--- Begin Material provided ---
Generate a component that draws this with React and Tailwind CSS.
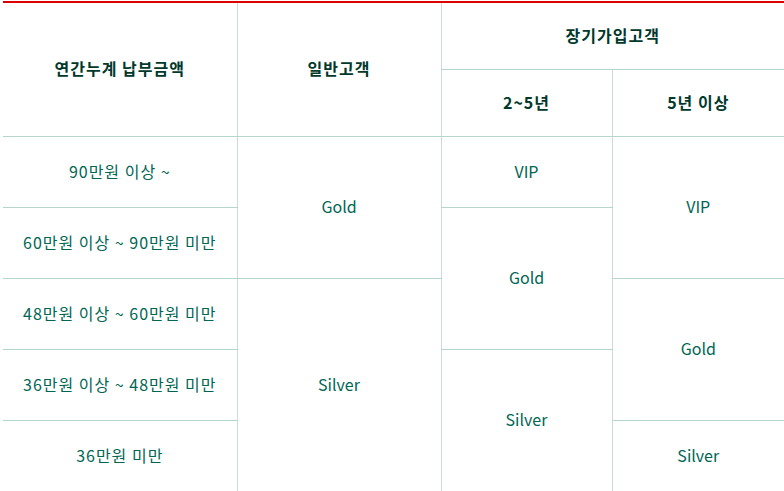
export default function App() {
  const f = { fontFamily: '"Noto Sans CJK KR", "Noto Sans", sans-serif' };
  const th = "border-b border-[#b5d6cc] border-l border-l-[#cbdcd7] text-[16px] font-bold tracking-[1px] text-[#00382c] text-center align-middle px-0 pt-0 pb-[2px]";
  const td = "border-b border-[#b5d6cc] border-l border-l-[#cbdcd7] text-[16px] text-[#006654] text-center align-middle px-0 pt-0 pb-[2px]";
  const td1 = td + " border-l-0 tracking-[1px]";
  return (
    <div className="w-[784px] h-[491px] bg-white pt-px pl-[3px]" style={f}>
      <table className="w-[781px] border-collapse table-fixed border-t-2 border-t-[#dd0000]">
        <colgroup>
          <col className="w-[234px]" />
          <col className="w-[204px]" />
          <col className="w-[171px]" />
          <col className="w-[172px]" />
        </colgroup>
        <thead>
          <tr className="h-[67px]">
            <th rowSpan={2} className={th + " border-l-0"}>연간누계 납부금액</th>
            <th rowSpan={2} className={th}>일반고객</th>
            <th colSpan={2} className={th}>장기가입고객</th>
          </tr>
          <tr className="h-[67px]">
            <th className={th}>2~5년</th>
            <th className={th}>5년 이상</th>
          </tr>
        </thead>
        <tbody>
          <tr className="h-[71px]">
            <td className={td1}>90만원 이상 ~</td>
            <td rowSpan={2} className={td}>Gold</td>
            <td className={td}>VIP</td>
            <td rowSpan={2} className={td}>VIP</td>
          </tr>
          <tr className="h-[71px]">
            <td className={td1}>60만원 이상 ~ 90만원 미만</td>
            <td rowSpan={2} className={td}>Gold</td>
          </tr>
          <tr className="h-[71px]">
            <td className={td1}>48만원 이상 ~ 60만원 미만</td>
            <td rowSpan={3} className={td + " border-b-0"}>Silver</td>
            <td rowSpan={2} className={td}>Gold</td>
          </tr>
          <tr className="h-[71px]">
            <td className={td1}>36만원 이상 ~ 48만원 미만</td>
            <td rowSpan={2} className={td + " border-b-0"}>Silver</td>
          </tr>
          <tr className="h-[71px]">
            <td className={td1 + " border-b-0"}>36만원 미만</td>
            <td className={td + " border-b-0"}>Silver</td>
          </tr>
        </tbody>
      </table>
    </div>
  );
}
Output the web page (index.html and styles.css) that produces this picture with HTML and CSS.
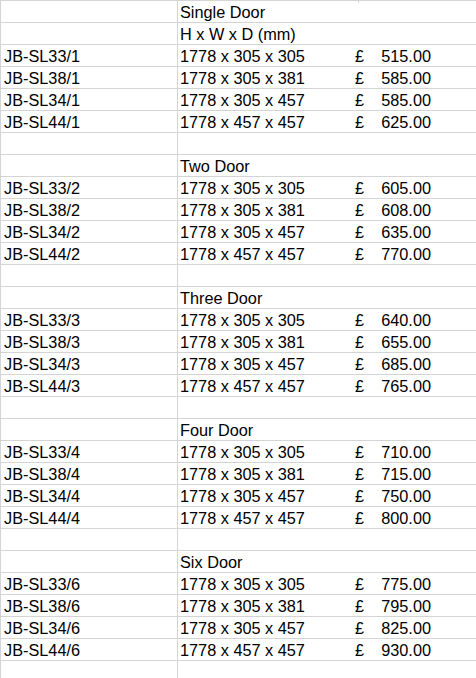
FILE: index.html
```html
<!DOCTYPE html>
<html>
<head>
<meta charset="utf-8">
<link rel="stylesheet" href="styles.css">
</head>
<body>
<div class="sheet">
  <span class="tick"></span>
  <div class="row"><div class="a"></div><div class="b">Single Door</div><div class="c"></div></div>
  <div class="row"><div class="a"></div><div class="b">H x W x D (mm)</div><div class="c"></div></div>
  <div class="row"><div class="a">JB-SL33/1</div><div class="b">1778 x 305 x 305</div><div class="c"><span>£</span><span>515.00</span></div></div>
  <div class="row"><div class="a">JB-SL38/1</div><div class="b">1778 x 305 x 381</div><div class="c"><span>£</span><span>585.00</span></div></div>
  <div class="row"><div class="a">JB-SL34/1</div><div class="b">1778 x 305 x 457</div><div class="c"><span>£</span><span>585.00</span></div></div>
  <div class="row"><div class="a">JB-SL44/1</div><div class="b">1778 x 457 x 457</div><div class="c"><span>£</span><span>625.00</span></div></div>
  <div class="row"><div class="a"></div><div class="b"></div><div class="c"></div></div>
  <div class="row"><div class="a"></div><div class="b">Two Door</div><div class="c"></div></div>
  <div class="row"><div class="a">JB-SL33/2</div><div class="b">1778 x 305 x 305</div><div class="c"><span>£</span><span>605.00</span></div></div>
  <div class="row"><div class="a">JB-SL38/2</div><div class="b">1778 x 305 x 381</div><div class="c"><span>£</span><span>608.00</span></div></div>
  <div class="row"><div class="a">JB-SL34/2</div><div class="b">1778 x 305 x 457</div><div class="c"><span>£</span><span>635.00</span></div></div>
  <div class="row"><div class="a">JB-SL44/2</div><div class="b">1778 x 457 x 457</div><div class="c"><span>£</span><span>770.00</span></div></div>
  <div class="row"><div class="a"></div><div class="b"></div><div class="c"></div></div>
  <div class="row"><div class="a"></div><div class="b">Three Door</div><div class="c"></div></div>
  <div class="row"><div class="a">JB-SL33/3</div><div class="b">1778 x 305 x 305</div><div class="c"><span>£</span><span>640.00</span></div></div>
  <div class="row"><div class="a">JB-SL38/3</div><div class="b">1778 x 305 x 381</div><div class="c"><span>£</span><span>655.00</span></div></div>
  <div class="row"><div class="a">JB-SL34/3</div><div class="b">1778 x 305 x 457</div><div class="c"><span>£</span><span>685.00</span></div></div>
  <div class="row"><div class="a">JB-SL44/3</div><div class="b">1778 x 457 x 457</div><div class="c"><span>£</span><span>765.00</span></div></div>
  <div class="row"><div class="a"></div><div class="b"></div><div class="c"></div></div>
  <div class="row"><div class="a"></div><div class="b">Four Door</div><div class="c"></div></div>
  <div class="row"><div class="a">JB-SL33/4</div><div class="b">1778 x 305 x 305</div><div class="c"><span>£</span><span>710.00</span></div></div>
  <div class="row"><div class="a">JB-SL38/4</div><div class="b">1778 x 305 x 381</div><div class="c"><span>£</span><span>715.00</span></div></div>
  <div class="row"><div class="a">JB-SL34/4</div><div class="b">1778 x 305 x 457</div><div class="c"><span>£</span><span>750.00</span></div></div>
  <div class="row"><div class="a">JB-SL44/4</div><div class="b">1778 x 457 x 457</div><div class="c"><span>£</span><span>800.00</span></div></div>
  <div class="row"><div class="a"></div><div class="b"></div><div class="c"></div></div>
  <div class="row"><div class="a"></div><div class="b">Six Door</div><div class="c"></div></div>
  <div class="row"><div class="a">JB-SL33/6</div><div class="b">1778 x 305 x 305</div><div class="c"><span>£</span><span>775.00</span></div></div>
  <div class="row"><div class="a">JB-SL38/6</div><div class="b">1778 x 305 x 381</div><div class="c"><span>£</span><span>795.00</span></div></div>
  <div class="row"><div class="a">JB-SL34/6</div><div class="b">1778 x 305 x 457</div><div class="c"><span>£</span><span>825.00</span></div></div>
  <div class="row"><div class="a">JB-SL44/6</div><div class="b">1778 x 457 x 457</div><div class="c"><span>£</span><span>930.00</span></div></div>
  <div class="row"><div class="a"></div><div class="b"></div><div class="c"></div></div>
</div>
</body>
</html>
```

FILE: styles.css
```css
html, body {
  margin: 0;
  padding: 0;
  background: #ffffff;
}
body {
  width: 476px;
  height: 678px;
  overflow: hidden;
  font-family: "Liberation Sans", Arial, sans-serif;
  font-size: 16.3px;
  color: #000000;
}
.sheet {
  position: relative;
  border-top: 1px solid #d4d4d4;
  border-left: 1px solid #d4d4d4;
}
.tick {
  position: absolute;
  left: 357px;
  top: 0;
  width: 1px;
  height: 2px;
  background: #d4d4d4;
}
.row {
  display: grid;
  grid-template-columns: 176px 177px 77px 1fr;
  height: 22px;
  box-sizing: border-box;
  border-bottom: 1px solid #d4d4d4;
}
.row > div {
  box-sizing: border-box;
  height: 21px;
  padding-top: 1px;
  line-height: 21px;
  white-space: nowrap;
}
.a {
  padding-left: 3px;
}
.b {
  border-left: 1px solid #d4d4d4;
  padding-left: 2px;
}
.c {
  display: flex;
  justify-content: space-between;
  padding-left: 1px;
}
```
--- End Material provided ---
What to produce
Every entry above should be duplicated exactly. Do not include the images.

Worked answer
Generate a component that draws this with React and Tailwind CSS.
export default function App() {
  const f = { fontFamily: '"Noto Sans CJK KR", "Noto Sans", sans-serif' };
  const th = "border-b border-[#b5d6cc] border-l border-l-[#cbdcd7] text-[16px] font-bold tracking-[1px] text-[#00382c] text-center align-middle px-0 pt-0 pb-[2px]";
  const td = "border-b border-[#b5d6cc] border-l border-l-[#cbdcd7] text-[16px] text-[#006654] text-center align-middle px-0 pt-0 pb-[2px]";
  const td1 = td + " border-l-0 tracking-[1px]";
  return (
    <div className="w-[784px] h-[491px] bg-white pt-px pl-[3px]" style={f}>
      <table className="w-[781px] border-collapse table-fixed border-t-2 border-t-[#dd0000]">
        <colgroup>
          <col className="w-[234px]" />
          <col className="w-[204px]" />
          <col className="w-[171px]" />
          <col className="w-[172px]" />
        </colgroup>
        <thead>
          <tr className="h-[67px]">
            <th rowSpan={2} className={th + " border-l-0"}>연간누계 납부금액</th>
            <th rowSpan={2} className={th}>일반고객</th>
            <th colSpan={2} className={th}>장기가입고객</th>
          </tr>
          <tr className="h-[67px]">
            <th className={th}>2~5년</th>
            <th className={th}>5년 이상</th>
          </tr>
        </thead>
        <tbody>
          <tr className="h-[71px]">
            <td className={td1}>90만원 이상 ~</td>
            <td rowSpan={2} className={td}>Gold</td>
            <td className={td}>VIP</td>
            <td rowSpan={2} className={td}>VIP</td>
          </tr>
          <tr className="h-[71px]">
            <td className={td1}>60만원 이상 ~ 90만원 미만</td>
            <td rowSpan={2} className={td}>Gold</td>
          </tr>
          <tr className="h-[71px]">
            <td className={td1}>48만원 이상 ~ 60만원 미만</td>
            <td rowSpan={3} className={td + " border-b-0"}>Silver</td>
            <td rowSpan={2} className={td}>Gold</td>
          </tr>
          <tr className="h-[71px]">
            <td className={td1}>36만원 이상 ~ 48만원 미만</td>
            <td rowSpan={2} className={td + " border-b-0"}>Silver</td>
          </tr>
          <tr className="h-[71px]">
            <td className={td1 + " border-b-0"}>36만원 미만</td>
            <td className={td + " border-b-0"}>Silver</td>
          </tr>
        </tbody>
      </table>
    </div>
  );
}
Output the web page (index.html and styles.css) that produces this picture with HTML and CSS.
FILE: index.html
```html
<!DOCTYPE html>
<html>
<head>
<meta charset="utf-8">
<link rel="stylesheet" href="styles.css">
</head>
<body>
<div class="sheet">
  <span class="tick"></span>
  <div class="row"><div class="a"></div><div class="b">Single Door</div><div class="c"></div></div>
  <div class="row"><div class="a"></div><div class="b">H x W x D (mm)</div><div class="c"></div></div>
  <div class="row"><div class="a">JB-SL33/1</div><div class="b">1778 x 305 x 305</div><div class="c"><span>£</span><span>515.00</span></div></div>
  <div class="row"><div class="a">JB-SL38/1</div><div class="b">1778 x 305 x 381</div><div class="c"><span>£</span><span>585.00</span></div></div>
  <div class="row"><div class="a">JB-SL34/1</div><div class="b">1778 x 305 x 457</div><div class="c"><span>£</span><span>585.00</span></div></div>
  <div class="row"><div class="a">JB-SL44/1</div><div class="b">1778 x 457 x 457</div><div class="c"><span>£</span><span>625.00</span></div></div>
  <div class="row"><div class="a"></div><div class="b"></div><div class="c"></div></div>
  <div class="row"><div class="a"></div><div class="b">Two Door</div><div class="c"></div></div>
  <div class="row"><div class="a">JB-SL33/2</div><div class="b">1778 x 305 x 305</div><div class="c"><span>£</span><span>605.00</span></div></div>
  <div class="row"><div class="a">JB-SL38/2</div><div class="b">1778 x 305 x 381</div><div class="c"><span>£</span><span>608.00</span></div></div>
  <div class="row"><div class="a">JB-SL34/2</div><div class="b">1778 x 305 x 457</div><div class="c"><span>£</span><span>635.00</span></div></div>
  <div class="row"><div class="a">JB-SL44/2</div><div class="b">1778 x 457 x 457</div><div class="c"><span>£</span><span>770.00</span></div></div>
  <div class="row"><div class="a"></div><div class="b"></div><div class="c"></div></div>
  <div class="row"><div class="a"></div><div class="b">Three Door</div><div class="c"></div></div>
  <div class="row"><div class="a">JB-SL33/3</div><div class="b">1778 x 305 x 305</div><div class="c"><span>£</span><span>640.00</span></div></div>
  <div class="row"><div class="a">JB-SL38/3</div><div class="b">1778 x 305 x 381</div><div class="c"><span>£</span><span>655.00</span></div></div>
  <div class="row"><div class="a">JB-SL34/3</div><div class="b">1778 x 305 x 457</div><div class="c"><span>£</span><span>685.00</span></div></div>
  <div class="row"><div class="a">JB-SL44/3</div><div class="b">1778 x 457 x 457</div><div class="c"><span>£</span><span>765.00</span></div></div>
  <div class="row"><div class="a"></div><div class="b"></div><div class="c"></div></div>
  <div class="row"><div class="a"></div><div class="b">Four Door</div><div class="c"></div></div>
  <div class="row"><div class="a">JB-SL33/4</div><div class="b">1778 x 305 x 305</div><div class="c"><span>£</span><span>710.00</span></div></div>
  <div class="row"><div class="a">JB-SL38/4</div><div class="b">1778 x 305 x 381</div><div class="c"><span>£</span><span>715.00</span></div></div>
  <div class="row"><div class="a">JB-SL34/4</div><div class="b">1778 x 305 x 457</div><div class="c"><span>£</span><span>750.00</span></div></div>
  <div class="row"><div class="a">JB-SL44/4</div><div class="b">1778 x 457 x 457</div><div class="c"><span>£</span><span>800.00</span></div></div>
  <div class="row"><div class="a"></div><div class="b"></div><div class="c"></div></div>
  <div class="row"><div class="a"></div><div class="b">Six Door</div><div class="c"></div></div>
  <div class="row"><div class="a">JB-SL33/6</div><div class="b">1778 x 305 x 305</div><div class="c"><span>£</span><span>775.00</span></div></div>
  <div class="row"><div class="a">JB-SL38/6</div><div class="b">1778 x 305 x 381</div><div class="c"><span>£</span><span>795.00</span></div></div>
  <div class="row"><div class="a">JB-SL34/6</div><div class="b">1778 x 305 x 457</div><div class="c"><span>£</span><span>825.00</span></div></div>
  <div class="row"><div class="a">JB-SL44/6</div><div class="b">1778 x 457 x 457</div><div class="c"><span>£</span><span>930.00</span></div></div>
  <div class="row"><div class="a"></div><div class="b"></div><div class="c"></div></div>
</div>
</body>
</html>
```

FILE: styles.css
```css
html, body {
  margin: 0;
  padding: 0;
  background: #ffffff;
}
body {
  width: 476px;
  height: 678px;
  overflow: hidden;
  font-family: "Liberation Sans", Arial, sans-serif;
  font-size: 16.3px;
  color: #000000;
}
.sheet {
  position: relative;
  border-top: 1px solid #d4d4d4;
  border-left: 1px solid #d4d4d4;
}
.tick {
  position: absolute;
  left: 357px;
  top: 0;
  width: 1px;
  height: 2px;
  background: #d4d4d4;
}
.row {
  display: grid;
  grid-template-columns: 176px 177px 77px 1fr;
  height: 22px;
  box-sizing: border-box;
  border-bottom: 1px solid #d4d4d4;
}
.row > div {
  box-sizing: border-box;
  height: 21px;
  padding-top: 1px;
  line-height: 21px;
  white-space: nowrap;
}
.a {
  padding-left: 3px;
}
.b {
  border-left: 1px solid #d4d4d4;
  padding-left: 2px;
}
.c {
  display: flex;
  justify-content: space-between;
  padding-left: 1px;
}
```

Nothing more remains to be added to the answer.